§ STATED PROBLEM
Retype the whole listing verbatim and keep the pictures out of it.

§ SOURCE MATERIAL
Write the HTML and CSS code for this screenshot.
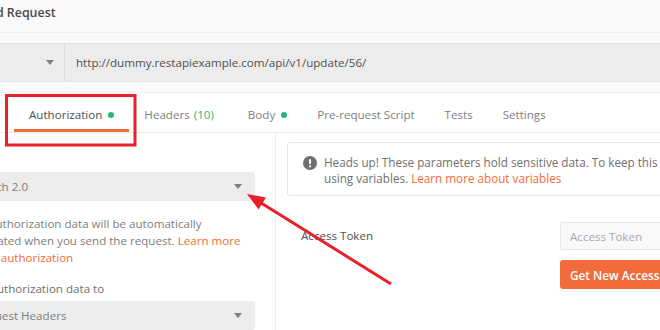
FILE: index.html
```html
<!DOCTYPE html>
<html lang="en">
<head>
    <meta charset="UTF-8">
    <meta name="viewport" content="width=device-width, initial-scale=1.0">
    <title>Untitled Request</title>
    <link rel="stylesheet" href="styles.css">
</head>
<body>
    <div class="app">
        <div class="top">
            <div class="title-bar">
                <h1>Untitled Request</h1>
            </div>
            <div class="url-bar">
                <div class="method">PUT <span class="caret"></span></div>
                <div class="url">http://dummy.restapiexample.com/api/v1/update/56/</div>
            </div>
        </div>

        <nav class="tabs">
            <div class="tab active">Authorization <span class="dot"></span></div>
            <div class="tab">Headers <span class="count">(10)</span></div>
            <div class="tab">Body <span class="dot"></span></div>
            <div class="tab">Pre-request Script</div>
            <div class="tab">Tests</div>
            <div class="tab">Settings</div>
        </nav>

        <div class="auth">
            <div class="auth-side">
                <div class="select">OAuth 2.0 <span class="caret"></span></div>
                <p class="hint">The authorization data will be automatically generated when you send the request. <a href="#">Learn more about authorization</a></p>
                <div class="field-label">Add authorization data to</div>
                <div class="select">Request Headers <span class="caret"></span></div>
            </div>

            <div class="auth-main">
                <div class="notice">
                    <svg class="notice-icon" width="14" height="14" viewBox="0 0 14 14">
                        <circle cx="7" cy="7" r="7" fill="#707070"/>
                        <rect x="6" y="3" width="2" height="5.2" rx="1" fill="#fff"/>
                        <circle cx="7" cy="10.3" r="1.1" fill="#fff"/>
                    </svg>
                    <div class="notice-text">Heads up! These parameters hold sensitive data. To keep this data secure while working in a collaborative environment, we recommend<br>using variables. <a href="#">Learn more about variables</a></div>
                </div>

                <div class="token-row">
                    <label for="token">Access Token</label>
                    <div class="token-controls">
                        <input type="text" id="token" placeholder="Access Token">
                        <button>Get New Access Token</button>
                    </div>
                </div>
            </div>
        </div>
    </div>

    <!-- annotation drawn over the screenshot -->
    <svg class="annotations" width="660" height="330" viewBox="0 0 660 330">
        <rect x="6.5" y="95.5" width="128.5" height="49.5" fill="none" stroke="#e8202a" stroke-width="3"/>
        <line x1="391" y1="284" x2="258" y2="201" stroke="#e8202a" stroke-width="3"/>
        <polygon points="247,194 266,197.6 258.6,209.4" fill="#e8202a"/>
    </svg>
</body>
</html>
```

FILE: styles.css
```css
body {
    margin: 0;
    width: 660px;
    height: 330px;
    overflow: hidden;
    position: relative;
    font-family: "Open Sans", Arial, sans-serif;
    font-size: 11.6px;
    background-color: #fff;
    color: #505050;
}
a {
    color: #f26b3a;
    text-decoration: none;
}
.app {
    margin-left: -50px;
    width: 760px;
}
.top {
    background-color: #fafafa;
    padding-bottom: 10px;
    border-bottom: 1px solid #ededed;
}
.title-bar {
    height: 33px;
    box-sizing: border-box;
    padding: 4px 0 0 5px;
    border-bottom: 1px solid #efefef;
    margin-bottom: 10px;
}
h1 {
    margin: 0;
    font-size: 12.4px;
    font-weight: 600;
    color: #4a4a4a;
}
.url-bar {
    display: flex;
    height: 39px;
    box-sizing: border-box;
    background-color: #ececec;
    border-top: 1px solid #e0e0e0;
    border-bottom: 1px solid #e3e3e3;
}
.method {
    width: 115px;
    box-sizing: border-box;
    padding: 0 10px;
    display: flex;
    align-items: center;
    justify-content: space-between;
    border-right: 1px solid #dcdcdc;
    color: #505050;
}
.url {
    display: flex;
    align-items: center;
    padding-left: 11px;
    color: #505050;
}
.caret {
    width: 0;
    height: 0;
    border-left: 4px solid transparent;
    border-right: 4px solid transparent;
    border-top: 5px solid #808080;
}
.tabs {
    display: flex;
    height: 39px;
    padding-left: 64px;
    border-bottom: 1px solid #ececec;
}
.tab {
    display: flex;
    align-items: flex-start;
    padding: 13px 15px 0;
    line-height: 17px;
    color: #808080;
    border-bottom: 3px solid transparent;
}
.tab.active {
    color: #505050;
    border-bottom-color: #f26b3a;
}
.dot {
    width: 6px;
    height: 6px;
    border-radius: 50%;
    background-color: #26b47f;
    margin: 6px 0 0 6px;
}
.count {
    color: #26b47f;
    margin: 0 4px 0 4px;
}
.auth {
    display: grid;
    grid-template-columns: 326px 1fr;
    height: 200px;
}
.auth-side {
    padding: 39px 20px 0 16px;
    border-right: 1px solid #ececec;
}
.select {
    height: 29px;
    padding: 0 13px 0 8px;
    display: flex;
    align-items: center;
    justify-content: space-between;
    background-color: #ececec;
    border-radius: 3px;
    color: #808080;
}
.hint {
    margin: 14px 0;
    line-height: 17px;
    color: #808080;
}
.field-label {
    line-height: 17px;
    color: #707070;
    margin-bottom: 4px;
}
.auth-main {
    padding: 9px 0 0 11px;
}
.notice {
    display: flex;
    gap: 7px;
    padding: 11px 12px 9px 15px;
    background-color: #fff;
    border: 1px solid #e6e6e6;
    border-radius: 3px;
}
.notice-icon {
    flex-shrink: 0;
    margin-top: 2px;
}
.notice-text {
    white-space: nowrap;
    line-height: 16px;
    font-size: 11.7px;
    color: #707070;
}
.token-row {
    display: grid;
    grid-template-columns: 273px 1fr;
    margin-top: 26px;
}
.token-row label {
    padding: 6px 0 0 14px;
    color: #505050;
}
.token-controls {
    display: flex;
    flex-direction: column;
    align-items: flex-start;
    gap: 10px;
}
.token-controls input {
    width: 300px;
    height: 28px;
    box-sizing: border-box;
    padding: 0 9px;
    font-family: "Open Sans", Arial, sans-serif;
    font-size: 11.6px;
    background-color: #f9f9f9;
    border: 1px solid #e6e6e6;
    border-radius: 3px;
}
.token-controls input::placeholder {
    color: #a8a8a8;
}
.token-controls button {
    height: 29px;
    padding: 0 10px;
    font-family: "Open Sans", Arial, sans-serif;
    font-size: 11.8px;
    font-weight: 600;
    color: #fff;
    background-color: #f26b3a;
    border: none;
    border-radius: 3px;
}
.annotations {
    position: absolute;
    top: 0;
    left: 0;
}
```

§ REPLY
Write the HTML and CSS code for this screenshot.
FILE: index.html
```html
<!DOCTYPE html>
<html lang="en">
<head>
    <meta charset="UTF-8">
    <meta name="viewport" content="width=device-width, initial-scale=1.0">
    <title>Untitled Request</title>
    <link rel="stylesheet" href="styles.css">
</head>
<body>
    <div class="app">
        <div class="top">
            <div class="title-bar">
                <h1>Untitled Request</h1>
            </div>
            <div class="url-bar">
                <div class="method">PUT <span class="caret"></span></div>
                <div class="url">http://dummy.restapiexample.com/api/v1/update/56/</div>
            </div>
        </div>

        <nav class="tabs">
            <div class="tab active">Authorization <span class="dot"></span></div>
            <div class="tab">Headers <span class="count">(10)</span></div>
            <div class="tab">Body <span class="dot"></span></div>
            <div class="tab">Pre-request Script</div>
            <div class="tab">Tests</div>
            <div class="tab">Settings</div>
        </nav>

        <div class="auth">
            <div class="auth-side">
                <div class="select">OAuth 2.0 <span class="caret"></span></div>
                <p class="hint">The authorization data will be automatically generated when you send the request. <a href="#">Learn more about authorization</a></p>
                <div class="field-label">Add authorization data to</div>
                <div class="select">Request Headers <span class="caret"></span></div>
            </div>

            <div class="auth-main">
                <div class="notice">
                    <svg class="notice-icon" width="14" height="14" viewBox="0 0 14 14">
                        <circle cx="7" cy="7" r="7" fill="#707070"/>
                        <rect x="6" y="3" width="2" height="5.2" rx="1" fill="#fff"/>
                        <circle cx="7" cy="10.3" r="1.1" fill="#fff"/>
                    </svg>
                    <div class="notice-text">Heads up! These parameters hold sensitive data. To keep this data secure while working in a collaborative environment, we recommend<br>using variables. <a href="#">Learn more about variables</a></div>
                </div>

                <div class="token-row">
                    <label for="token">Access Token</label>
                    <div class="token-controls">
                        <input type="text" id="token" placeholder="Access Token">
                        <button>Get New Access Token</button>
                    </div>
                </div>
            </div>
        </div>
    </div>

    <!-- annotation drawn over the screenshot -->
    <svg class="annotations" width="660" height="330" viewBox="0 0 660 330">
        <rect x="6.5" y="95.5" width="128.5" height="49.5" fill="none" stroke="#e8202a" stroke-width="3"/>
        <line x1="391" y1="284" x2="258" y2="201" stroke="#e8202a" stroke-width="3"/>
        <polygon points="247,194 266,197.6 258.6,209.4" fill="#e8202a"/>
    </svg>
</body>
</html>
```

FILE: styles.css
```css
body {
    margin: 0;
    width: 660px;
    height: 330px;
    overflow: hidden;
    position: relative;
    font-family: "Open Sans", Arial, sans-serif;
    font-size: 11.6px;
    background-color: #fff;
    color: #505050;
}
a {
    color: #f26b3a;
    text-decoration: none;
}
.app {
    margin-left: -50px;
    width: 760px;
}
.top {
    background-color: #fafafa;
    padding-bottom: 10px;
    border-bottom: 1px solid #ededed;
}
.title-bar {
    height: 33px;
    box-sizing: border-box;
    padding: 4px 0 0 5px;
    border-bottom: 1px solid #efefef;
    margin-bottom: 10px;
}
h1 {
    margin: 0;
    font-size: 12.4px;
    font-weight: 600;
    color: #4a4a4a;
}
.url-bar {
    display: flex;
    height: 39px;
    box-sizing: border-box;
    background-color: #ececec;
    border-top: 1px solid #e0e0e0;
    border-bottom: 1px solid #e3e3e3;
}
.method {
    width: 115px;
    box-sizing: border-box;
    padding: 0 10px;
    display: flex;
    align-items: center;
    justify-content: space-between;
    border-right: 1px solid #dcdcdc;
    color: #505050;
}
.url {
    display: flex;
    align-items: center;
    padding-left: 11px;
    color: #505050;
}
.caret {
    width: 0;
    height: 0;
    border-left: 4px solid transparent;
    border-right: 4px solid transparent;
    border-top: 5px solid #808080;
}
.tabs {
    display: flex;
    height: 39px;
    padding-left: 64px;
    border-bottom: 1px solid #ececec;
}
.tab {
    display: flex;
    align-items: flex-start;
    padding: 13px 15px 0;
    line-height: 17px;
    color: #808080;
    border-bottom: 3px solid transparent;
}
.tab.active {
    color: #505050;
    border-bottom-color: #f26b3a;
}
.dot {
    width: 6px;
    height: 6px;
    border-radius: 50%;
    background-color: #26b47f;
    margin: 6px 0 0 6px;
}
.count {
    color: #26b47f;
    margin: 0 4px 0 4px;
}
.auth {
    display: grid;
    grid-template-columns: 326px 1fr;
    height: 200px;
}
.auth-side {
    padding: 39px 20px 0 16px;
    border-right: 1px solid #ececec;
}
.select {
    height: 29px;
    padding: 0 13px 0 8px;
    display: flex;
    align-items: center;
    justify-content: space-between;
    background-color: #ececec;
    border-radius: 3px;
    color: #808080;
}
.hint {
    margin: 14px 0;
    line-height: 17px;
    color: #808080;
}
.field-label {
    line-height: 17px;
    color: #707070;
    margin-bottom: 4px;
}
.auth-main {
    padding: 9px 0 0 11px;
}
.notice {
    display: flex;
    gap: 7px;
    padding: 11px 12px 9px 15px;
    background-color: #fff;
    border: 1px solid #e6e6e6;
    border-radius: 3px;
}
.notice-icon {
    flex-shrink: 0;
    margin-top: 2px;
}
.notice-text {
    white-space: nowrap;
    line-height: 16px;
    font-size: 11.7px;
    color: #707070;
}
.token-row {
    display: grid;
    grid-template-columns: 273px 1fr;
    margin-top: 26px;
}
.token-row label {
    padding: 6px 0 0 14px;
    color: #505050;
}
.token-controls {
    display: flex;
    flex-direction: column;
    align-items: flex-start;
    gap: 10px;
}
.token-controls input {
    width: 300px;
    height: 28px;
    box-sizing: border-box;
    padding: 0 9px;
    font-family: "Open Sans", Arial, sans-serif;
    font-size: 11.6px;
    background-color: #f9f9f9;
    border: 1px solid #e6e6e6;
    border-radius: 3px;
}
.token-controls input::placeholder {
    color: #a8a8a8;
}
.token-controls button {
    height: 29px;
    padding: 0 10px;
    font-family: "Open Sans", Arial, sans-serif;
    font-size: 11.8px;
    font-weight: 600;
    color: #fff;
    background-color: #f26b3a;
    border: none;
    border-radius: 3px;
}
.annotations {
    position: absolute;
    top: 0;
    left: 0;
}
```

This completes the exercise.